D'ici là, des tactiques de déstabilisation de la mosaïque iranienne seront mises en branle, comme celles d'attiser les divergences entre les Persans et les Azéris (chiites) ou les Baloutches (sunnites) ou les Arabes (chiites dans le Khouzistan) ou les Kurdes (sunnites). Une autre source d'inquiétude, quoique relative et limitée, pour le régime iranien.

L'Iran est loin de faire l'unanimité au sein des peuples arabes. L'offensive de charme du président Najad n'a pas porté ses fruits auprès d'eux, surtout auprès des sunnites : ils continuent pour la plupart d'espérer la protection des Américains! Et que dire du déploiement de l'OTAN en Turquie et en Asie centrale. De toute évidence, ce n'est pas rassurant pour l'aventurière Iran!

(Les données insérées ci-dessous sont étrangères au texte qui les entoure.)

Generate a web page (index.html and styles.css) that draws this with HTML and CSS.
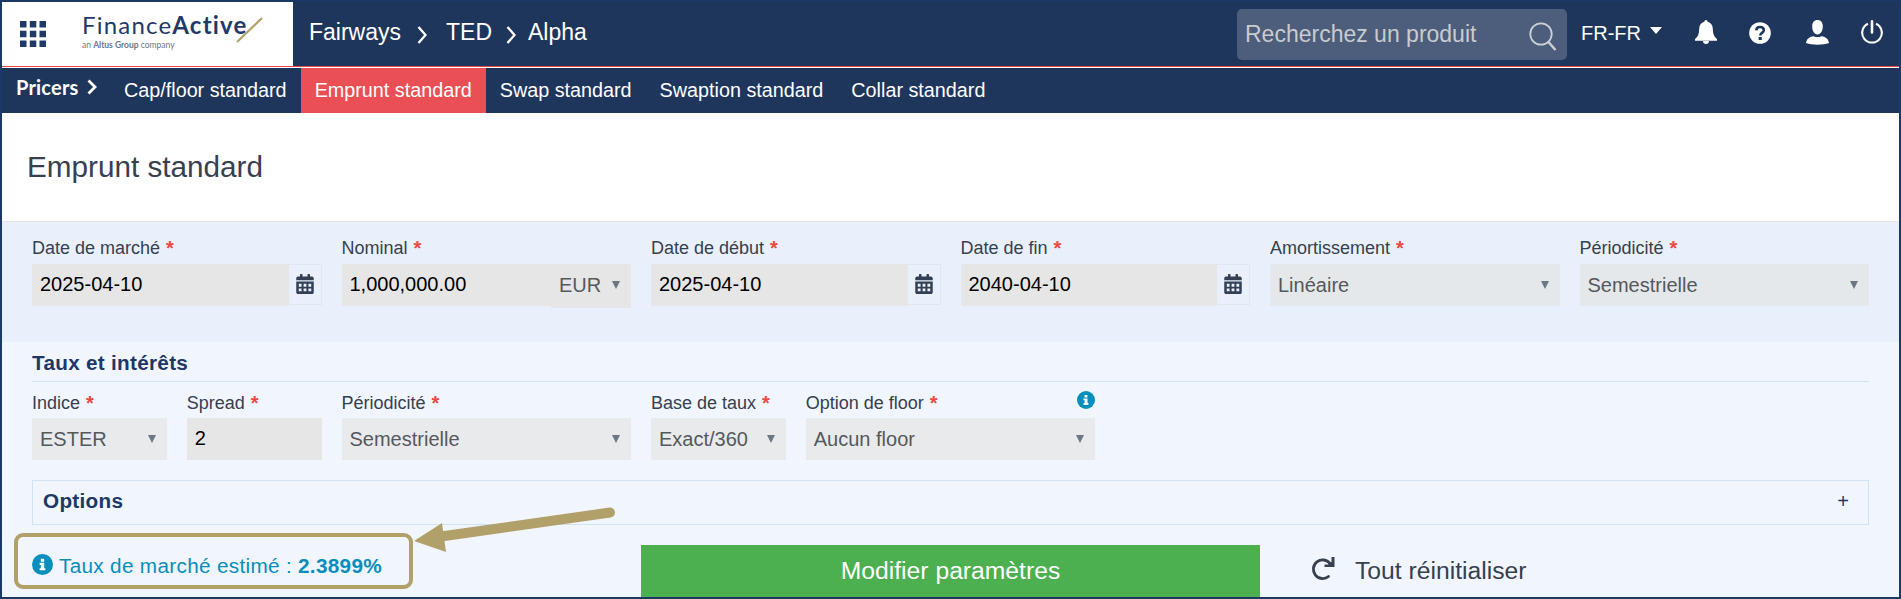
FILE: index.html
```
<!DOCTYPE html>
<html lang="fr">
<head>
  <meta charset="UTF-8">
  <meta name="viewport" content="width=device-width, initial-scale=1">
  <title>Emprunt standard</title>
  <link rel="stylesheet" href="styles.css">
</head>
<body>

  <svg class="sprite" width="0" height="0">
    <symbol id="icon-calendar" viewBox="0 0 448 512">
      <path fill="currentColor" fill-rule="evenodd" d="M0 464c0 26.500 21.500 48 48 48h352c26.500 0 48-21.500 48-48V192H0v272zM64 252h72v72h-72zM188 252h72v72h-72zM312 252h72v72h-72zM64 372h72v72h-72zM188 372h72v72h-72zM312 372h72v72h-72zM400 64h-48V16c0-9-7-16-16-16h-32c-9 0-16 7-16 16v48H160V16c0-9-7-16-16-16h-32c-9 0-16 7-16 16v48H48C21.500 64 0 85.500 0 112v48h448v-48c0-26.500-21.500-48-48-48z"/>
    </symbol>
    <symbol id="icon-info" viewBox="0 0 22 22">
      <circle cx="11" cy="11" r="11" fill="currentColor"/>
      <path fill="#fff" d="M9.200 5h3.600v3H9.200zM8 9.200h4.800v5.600H14V17H8v-2.200h1.300v-3.400H8z"/>
    </symbol>
  </svg>

  <header class="topbar">
    <div class="brand">
      <svg class="apps" viewBox="0 0 26 26" width="26" height="26">
        <path fill="#1f3a68" d="M0 0h6.500v6.500H0zM9.800 0h6.500v6.500h-6.500zM19.500 0H26v6.500h-6.500zM0 9.800h6.500v6.500H0zM9.800 9.800h6.500v6.500h-6.500zM19.500 9.800H26v6.500h-6.500zM0 19.500h6.500V26H0zM9.800 19.500h6.500V26h-6.500zM19.500 19.500H26V26h-6.500z"/>
      </svg>
      <div class="logo">
        <div class="logo-name">Finance<b>Active</b></div>
        <div class="logo-sub">an <b>Altus Group</b> company</div>
        <svg class="logo-slash" viewBox="0 0 28 26" width="28" height="26"><path d="M1 25 26 1" stroke="#b2a06b" stroke-width="2.200"/></svg>
      </div>
    </div>
    <nav class="breadcrumb">
      <span class="crumb-1">Fairways</span>
      <svg viewBox="0 0 10 18" width="10" height="18"><path d="M1.500 1 8.500 9 1.500 17" fill="none" stroke="#fff" stroke-width="2.300"/></svg>
      <span class="crumb-2">TED</span>
      <svg viewBox="0 0 10 18" width="10" height="18"><path d="M1.500 1 8.500 9 1.500 17" fill="none" stroke="#fff" stroke-width="2.300"/></svg>
      <span class="crumb-3">Alpha</span>
    </nav>
    <div class="search">
      <span>Recherchez un produit</span>
      <svg viewBox="0 0 28 29" width="28" height="29"><circle cx="12" cy="12" r="10.700" fill="none" stroke="#ccd0d6" stroke-width="1.800"/><path d="M19 19.500 26.500 28" stroke="#ccd0d6" stroke-width="2.500"/></svg>
    </div>
    <div class="lang">FR-FR <i class="caret"></i></div>
    <div class="tools">
      <svg class="bell" viewBox="0 0 22 24" width="22" height="24"><path fill="#fff" d="M11 0c1 0 1.600.7 1.600 1.800 3.400.8 5.100 3.400 5.200 7 .1 5 1.200 8 4.200 10.200v1.700H0V19C3 16.800 4.100 13.800 4.200 8.800c.1-3.600 1.800-6.200 5.200-7C9.400.7 10 0 11 0zM8 21h6c0 1.800-1.200 3-3 3s-3-1.200-3-3z"/></svg>
      <svg class="help" viewBox="0 0 22 22" width="22" height="22"><circle cx="11" cy="11" r="10.800" fill="#fff"/><path d="M7.300 8.300C7.500 6 9 5 11 5c2.200 0 3.800 1.200 3.800 3.200 0 2.700-3.500 2.700-3.500 5.200" fill="none" stroke="#1f365c" stroke-width="2.600"/><path fill="#1f365c" d="M9.600 15h3.200v3H9.600z"/></svg>
      <svg class="user" viewBox="0 0 23 25" width="23" height="25"><path fill="#fff" d="M11.500 0c3.500 0 5.300 2.500 5.300 6.300 0 4.500-2 8.200-5.300 8.200S6.200 10.800 6.200 6.300C6.200 2.500 8 0 11.500 0zM0 23c.5-4 3-6 7.500-6.800 2.500 1.200 5.500 1.200 8 0C20 17 22.500 19 23 23c-6 2.200-17 2.200-23 0z"/></svg>
      <svg class="power" viewBox="0 0 22 24" width="22" height="24"><path d="M7 3.800a9.800 9.800 0 1 0 8 0" fill="none" stroke="#fff" stroke-width="2.100"/><path d="M11 1.300v11.200" stroke="#fff" stroke-width="2.600" stroke-linecap="round"/></svg>
    </div>
  </header>

  <nav class="subnav">
    <div class="pricers">Pricers <svg viewBox="0 0 10 16" width="10" height="16"><path d="M1.500 1.500 8 8 1.500 14.500" fill="none" stroke="#fff" stroke-width="2.800"/></svg></div>
    <a>Cap/floor standard</a>
    <a class="active">Emprunt standard</a>
    <a>Swap standard</a>
    <a>Swaption standard</a>
    <a>Collar standard</a>
  </nav>

  <h1>Emprunt standard</h1>

  <section class="main-params">
    <div class="field wide">
      <label>Date de marché <em>*</em></label>
      <div class="group">
        <div class="input">2025-04-10</div>
        <div class="cal"><svg width="18" height="20"><use href="#icon-calendar"/></svg></div>
      </div>
    </div>
    <div class="field wide">
      <label>Nominal <em>*</em></label>
      <div class="group">
        <div class="input">1,000,000.00</div>
        <div class="select currency">EUR <i class="arrow"></i></div>
      </div>
    </div>
    <div class="field wide">
      <label>Date de début <em>*</em></label>
      <div class="group">
        <div class="input">2025-04-10</div>
        <div class="cal"><svg width="18" height="20"><use href="#icon-calendar"/></svg></div>
      </div>
    </div>
    <div class="field wide">
      <label>Date de fin <em>*</em></label>
      <div class="group">
        <div class="input">2040-04-10</div>
        <div class="cal"><svg width="18" height="20"><use href="#icon-calendar"/></svg></div>
      </div>
    </div>
    <div class="field wide">
      <label>Amortissement <em>*</em></label>
      <div class="select">Linéaire <i class="arrow"></i></div>
    </div>
    <div class="field wide">
      <label>Périodicité <em>*</em></label>
      <div class="select">Semestrielle <i class="arrow"></i></div>
    </div>
  </section>

  <section class="rates">
    <h2>Taux et intérêts</h2>
    <div class="rates-row">
      <div class="field">
        <label>Indice <em>*</em></label>
        <div class="select">ESTER <i class="arrow"></i></div>
      </div>
      <div class="field">
        <label>Spread <em>*</em></label>
        <div class="input">2</div>
      </div>
      <div class="field wide">
        <label>Périodicité <em>*</em></label>
        <div class="select">Semestrielle <i class="arrow"></i></div>
      </div>
      <div class="field">
        <label>Base de taux <em>*</em></label>
        <div class="select">Exact/360 <i class="arrow"></i></div>
      </div>
      <div class="field wide">
        <label>Option de floor <em>*</em><svg class="hint" width="18" height="18"><use href="#icon-info"/></svg></label>
        <div class="select">Aucun floor <i class="arrow"></i></div>
      </div>
    </div>
    <div class="options">
      <h2>Options</h2>
      <span>+</span>
    </div>
  </section>

  <footer class="actions">
    <div class="estimate">
      <svg width="21" height="21"><use href="#icon-info"/></svg>
      <span>Taux de marché estimé : <b>2.3899%</b></span>
    </div>
    <button class="submit-btn">Modifier paramètres</button>
    <div class="reset">
      <svg viewBox="0 0 24 24" width="24" height="24"><path d="M17.500 19.500A9.300 9.300 0 1 1 19 6.500" fill="none" stroke="#36404f" stroke-width="2.800" stroke-linecap="round"/><path fill="#36404f" d="M23.500 0v10h-10V7.500h3.500L20.500 5V0z"/></svg>
      Tout réinitialiser
    </div>
    <svg class="pointer" viewBox="0 0 202 48" width="202" height="48">
      <path d="M27 29.500 196 5.500" stroke="#b2a06b" stroke-width="10" stroke-linecap="round"/>
      <path d="M0 34 28 16 32 45z" fill="#b2a06b"/>
    </svg>
  </footer>

</body>
</html>
```
FILE: styles.css
```
* {
  box-sizing: border-box;
}

body {
  margin: 0;
  height: 599px;
  border: 2px solid #1c3866;
  background-color: #f1f6fe;
  font-family: "Liberation Sans", Arial, sans-serif;
  font-size: 20px;
  color: #36404f;
  overflow: hidden;
}

svg {
  display: block;
  flex-shrink: 0;
}

.sprite {
  position: absolute;
}

/* top bar */
.topbar {
  display: flex;
  height: 66px;
  background-color: #1f365c;
  border-bottom: 1px solid #fff;
  box-shadow: inset 0 -1px #e8474c;
  color: #fff;
}

.brand {
  display: flex;
  width: 291px;
  height: 64px;
  padding: 19px 0 0 18px;
  background-color: #fff;
}

.logo {
  position: relative;
  margin: -10px 0 0 36px;
  font-family: Lato, sans-serif;
  color: #1f3a68;
}

.logo-name {
  font-size: 24px;
  line-height: 28px;
  letter-spacing: 1.200px;
  white-space: nowrap;
}

.logo-sub {
  font-size: 8.500px;
  line-height: 12px;
  color: #6c7687;
}

.logo-slash {
  position: absolute;
  left: 154px;
  top: 6px;
}

.breadcrumb {
  display: flex;
  align-items: center;
  height: 60px;
  padding-left: 16px;
  font-size: 23px;
}

.breadcrumb svg {
  margin-top: 5px;
}

.crumb-1 {
  margin-right: 16px;
}

.crumb-2 {
  margin: 0 14px 0 19px;
}

.crumb-3 {
  margin-left: 12px;
}

.search {
  display: flex;
  justify-content: space-between;
  width: 330px;
  height: 51px;
  margin: 7px 0 0 auto;
  padding: 13px 10px 0 8px;
  border-radius: 5px;
  background-color: #4c5e7b;
  font-size: 23px;
  line-height: 25px;
  color: #c9cbcf;
}

.lang {
  display: flex;
  width: 108px;
  padding: 20px 0 0 14px;
  font-size: 20px;
}

.caret {
  margin: 5px 0 0 9px;
  border: 6px solid transparent;
  border-top: 7px solid #fff;
  height: 0;
}

.tools {
  display: flex;
  width: 224px;
  padding: 18px 0 0 20px;
}

.help {
  margin: 2px 0 0 32px;
}

.user {
  margin-left: 35px;
}

.power {
  margin-left: 32px;
}

/* pricer tabs */
.subnav {
  display: flex;
  height: 45px;
  background-color: #1f365c;
  font-size: 19.770px;
  color: #fff;
}

.pricers {
  display: flex;
  justify-content: space-between;
  width: 108px;
  padding: 6px 13px 0 14px;
  font-family: Lato, sans-serif;
  font-weight: bold;
  font-size: 20px;
  letter-spacing: 0.200px;
  line-height: 27px;
}

.pricers svg {
  margin-top: 5px;
}

.subnav a {
  padding: 0 14px;
  line-height: 45px;
}

.subnav .active {
  background-color: #e94f54;
}

h1 {
  margin: 0;
  height: 109px;
  padding-left: 25px;
  border-bottom: 1px solid #e2e5ea;
  background-color: #fff;
  font-size: 29.700px;
  font-weight: normal;
  line-height: 107px;
}

/* form fields */
.main-params,
.rates-row {
  display: grid;
  grid-template-columns: repeat(12, 1fr);
  column-gap: 20px;
}

.main-params {
  height: 120px;
  padding: 15px 30px 0 30px;
  background-color: #e9f0fc;
}

.wide {
  grid-column: span 2;
}

.field label {
  display: flex;
  height: 27px;
  gap: 6px;
  font-size: 18px;
  line-height: 24px;
}

.main-params label {
  line-height: 23px;
}

.field em {
  font-style: normal;
  font-weight: bold;
  font-size: 20px;
  color: #f0483e;
}

.group {
  display: flex;
}

.input,
.select {
  display: flex;
  justify-content: space-between;
  flex: 1;
  height: 42px;
  padding: 0 11px 0 8px;
  background-color: #e6e6e6;
  line-height: 40px;
  color: #000;
}

.select {
  background-color: #e5e8ea;
  line-height: 43px;
  color: #55585c;
}

.arrow {
  margin-top: 17px;
  border: 4.500px solid transparent;
  border-top: 8px solid #6c7785;
  height: 0;
}

.currency {
  flex: 0 0 80px;
  height: 44px;
  background-color: #e6e6e6;
}

.cal {
  width: 33px;
  height: 41px;
  padding: 9px 0 0 7px;
  border: 1px solid #e3e6ec;
  border-left: 0;
  color: #333f54;
}

/* rates */
.rates {
  padding: 0 30px 0 30px;
}

h2 {
  margin: 0;
  font-size: 20.700px;
  letter-spacing: 0.300px;
  color: #1c3866;
}

.rates > h2 {
  height: 40px;
  border-bottom: 1px solid #d0e2f6;
  line-height: 42px;
}

.rates-row {
  padding-top: 9px;
}

.rates .select {
  background-color: #e9eaec;
}

.hint {
  margin-left: auto;
  color: #088ebc;
}

.options {
  display: flex;
  justify-content: space-between;
  height: 45px;
  margin-top: 20px;
  padding: 0 19px 0 10px;
  border: 1px solid #d0e2f6;
  line-height: 40px;
  color: #1c3866;
}

/* bottom row */
.actions {
  position: relative;
  display: flex;
  height: 72px;
}

.estimate {
  display: flex;
  gap: 6px;
  width: 399px;
  height: 56px;
  margin: 8px 0 0 12px;
  padding: 17px 0 0 14px;
  border: 4px solid #b2a06b;
  border-radius: 9px;
  font-size: 20.750px;
  letter-spacing: 0.300px;
  line-height: 23px;
  color: #088ebc;
}

.submit-btn {
  width: 619px;
  height: 52px;
  margin: 20px 0 0 228px;
  border: none;
  background-color: #4caf50;
  font-family: inherit;
  font-size: 24.700px;
  color: #fff;
}

.reset {
  display: flex;
  gap: 20px;
  margin: 32px 0 0 51px;
  font-size: 24.700px;
  line-height: 28px;
}

/* arrow drawn over the options box */
.pointer {
  position: absolute;
  left: 412px;
  top: -18px;
}
```
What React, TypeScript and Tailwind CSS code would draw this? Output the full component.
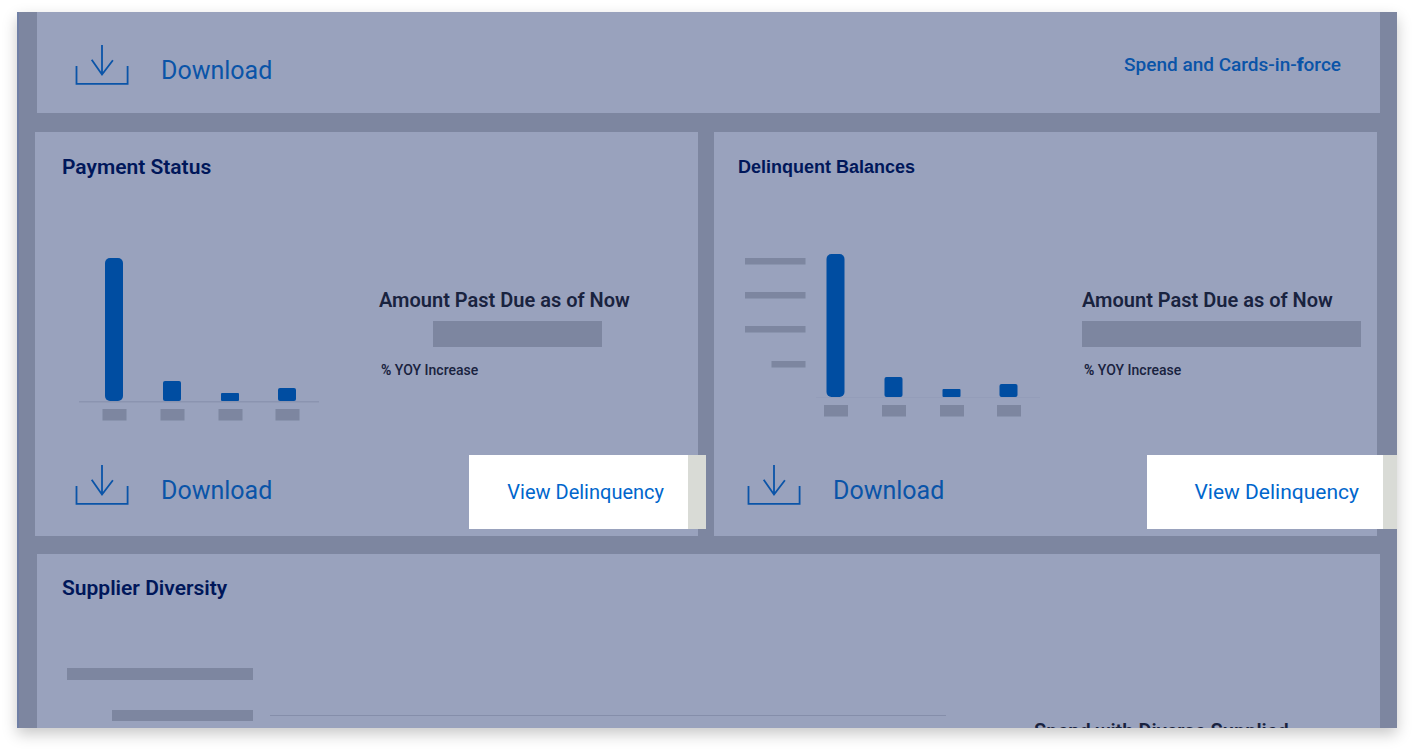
import React from 'react';

interface ChartBar {
  x: number;
  height: number;
  radius: number;
}

const BARS: ChartBar[] = [
  { x: 26, height: 143, radius: 5 },
  { x: 84, height: 20, radius: 2 },
  { x: 142, height: 8, radius: 1 },
  { x: 199, height: 13, radius: 2 },
];

const AXIS_LABELS = [
  { y: 4, width: 61 },
  { y: 38, width: 61 },
  { y: 72, width: 61 },
  { y: 107, width: 34 },
];

const DownloadButton: React.FC<{ className?: string }> = ({ className = '' }) => (
  <button type="button" className={`flex items-end text-[#0a54a8] ${className}`}>
    <svg width="54" height="40" viewBox="0 0 54 40" fill="none" stroke="currentColor" strokeWidth="1.8" aria-hidden="true">
      <path d="M1.5 21V38.8H52.6V21" />
      <path d="M27 0V29.5M16.7 14.8L27 29.5L37.9 15.2" />
    </svg>
    <span className="ml-8 text-[25px] leading-7">Download</span>
  </button>
);

const BarSet: React.FC = () => (
  <>
    {BARS.map((bar) => (
      <g key={bar.x}>
        <rect x={bar.x} y={143 - bar.height} width="18" height={bar.height} rx={bar.radius} fill="#004da1" />
        <rect x={bar.x - 2.5} y="151" width="24" height="11.5" fill="#7d86a0" />
      </g>
    ))}
  </>
);

const StatusChart: React.FC = () => (
  <svg className="mt-1 shrink-0" width="240" height="163" viewBox="0 0 240 163" role="img">
    <rect x="0" y="143" width="240" height="1.5" fill="#8b94b0" />
    <BarSet />
  </svg>
);

const BalancesChart: React.FC = () => (
  <svg className="shrink-0" width="295" height="163" viewBox="0 0 295 163" role="img">
    {AXIS_LABELS.map((label) => (
      <rect key={label.y} x={60.5 - label.width} y={label.y} width={label.width} height="6.5" fill="#7d86a0" />
    ))}
    <rect x="71" y="143" width="224" height="1" fill="#949db9" />
    <g transform="translate(55.5 0)">
      <BarSet />
    </g>
  </svg>
);

const PastDue: React.FC<{ className: string; barClassName: string }> = ({ className, barClassName }) => (
  <div className={`ml-auto shrink-0 pt-[34px] text-[#19233f] ${className}`}>
    <h3 className="whitespace-nowrap text-xl leading-6 font-semibold">Amount Past Due as of Now</h3>
    <div className={`mt-[9px] h-[26px] bg-[#7d86a0] ${barClassName}`} />
    <p className="mt-[13px] ml-[2px] text-sm leading-5 font-medium">
      <span className="font-bold">%</span> YOY Increase
    </p>
  </div>
);

const App: React.FC = () => {
  return (
    <div className="flex h-screen flex-col bg-white pt-3 pr-[23px] pb-7 pl-[17px] font-['Roboto',sans-serif]">
      <main className="flex min-h-0 flex-1 flex-col overflow-hidden border-l-2 border-[#7080a6] bg-[#7d86a0] shadow-[0_6px_14px_rgba(0,0,0,0.22)]">
        {/* Spend summary footer */}
        <section className="mr-[17px] ml-[18px] flex shrink-0 items-center justify-between bg-[#99a2bd] pt-[33px] pr-[39px] pb-7 pl-[38px]">
          <DownloadButton />
          <a href="#spend" className="text-[19px] leading-6 font-medium text-[#0a54a8]">
            Spend and Cards-in-<b className="font-black">f</b>orce
          </a>
        </section>

        <div className="mt-[19px] mr-5 ml-4 grid shrink-0 grid-cols-2 gap-4">
          {/* Payment Status */}
          <section className="relative bg-[#99a2bd] pt-[23px] pb-[31px]">
            <h2 className="ml-[27px] text-[21px] leading-6 font-semibold text-[#00175a]">Payment Status</h2>
            <div className="mt-[75px] flex items-start pl-11">
              <StatusChart />
              <PastDue className="mr-[65px] w-[254px]" barClassName="ml-[54px] w-[169px]" />
            </div>
            <DownloadButton className="mt-11 ml-10" />
            <a
              href="#payment-delinquency"
              className="absolute -right-2 bottom-[7px] flex h-[74px] w-[237px] items-center justify-end border-r-[18px] border-[#d9dbd6] bg-white pr-6 text-xl leading-6 text-[#0066cc]"
            >
              View Delinquency
            </a>
          </section>

          {/* Delinquent Balances */}
          <section className="relative bg-[#99a2bd] pt-[23px] pb-[31px]">
            <h2 className="ml-6 font-['Liberation_Sans',sans-serif] text-lg leading-6 font-bold text-[#00175a]">
              Delinquent Balances
            </h2>
            <div className="mt-[75px] flex items-start pl-[31px]">
              <BalancesChart />
              <PastDue className="mr-4 w-[279px]" barClassName="w-full" />
            </div>
            <DownloadButton className="mt-12 ml-[33px]" />
            <a
              href="#balance-delinquency"
              className="absolute -right-5 bottom-[7px] flex h-[74px] w-[250px] items-center justify-end border-r-[14px] border-[#d9dbd6] bg-white pr-6 text-[21px] leading-6 text-[#0066cc]"
            >
              View Delinquency
            </a>
          </section>
        </div>

        {/* Supplier Diversity */}
        <section className="mt-[18px] mr-[17px] ml-[18px] shrink-0 bg-[#99a2bd] pt-[22px] pb-10">
          <h2 className="ml-[25px] text-[21px] leading-6 font-semibold text-[#00175a]">Supplier Diversity</h2>
          <div className="mt-[68px] flex items-start pr-[86px] pl-[30px]">
            <div className="flex w-[186px] shrink-0 flex-col items-end gap-[30px]">
              <div className="h-3 w-full bg-[#7d86a0]" />
              <div className="h-[11px] w-[141px] bg-[#7d86a0]" />
            </div>
            <div className="mt-[47px] ml-[17px] h-px flex-1 bg-[#858eaa]" />
            <h3 className="mt-[51px] ml-[88px] w-[260px] shrink-0 text-xl leading-6 font-semibold whitespace-nowrap text-[#19233f]">
              Spend with Diverse Supplied
            </h3>
          </div>
        </section>
      </main>
    </div>
  );
};

export default App;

Cette fragilité géopolitique iranienne se dessine sur fond de crise politique et économique difficilement justifiable à l'heure des dividendes du pétrole. Les débats qui ont précédé les élections du 14 mars et les résultats de celles-ci l'ont révélé au grand jour.

En disqualifiant quelque 2000 candidats, et même s'il n'emportera pas la décision dans les dossiers chauds, le nouveau Majlis est toujours dominé par les conservateurs. Ces derniers, sujets à des luttes d'influence intestines, seront critiques à l'égard de la politique économique du président Najad (19 % d'inflation). Sans donner un aperçu objectif de la volonté populaire, le Parlement est une autre preuve de la survie du régime iranien tenu sans partage par le guide suprême Ali Khamenei et la Garde révolutionnaire.

Guerre improbable ou paix impossible?

D'ici 2009, le bras de fer qui se jouera entre l'Iran et les États-Unis demeurera sous le signe de Mars! Il reste un peu d'espoir que de nouveaux dirigeants, dans les deux capitales, scellent un compromis historique, un retour aux bons vieux jours de l'alliance irano-américaine! Des voix, à Washington entre autres, font l'éloge du compromis et du partage d'influence. Si on les écoute, la paix, même froide, a une chance. Si on les ignore, la mèche est prête pour le grand feu!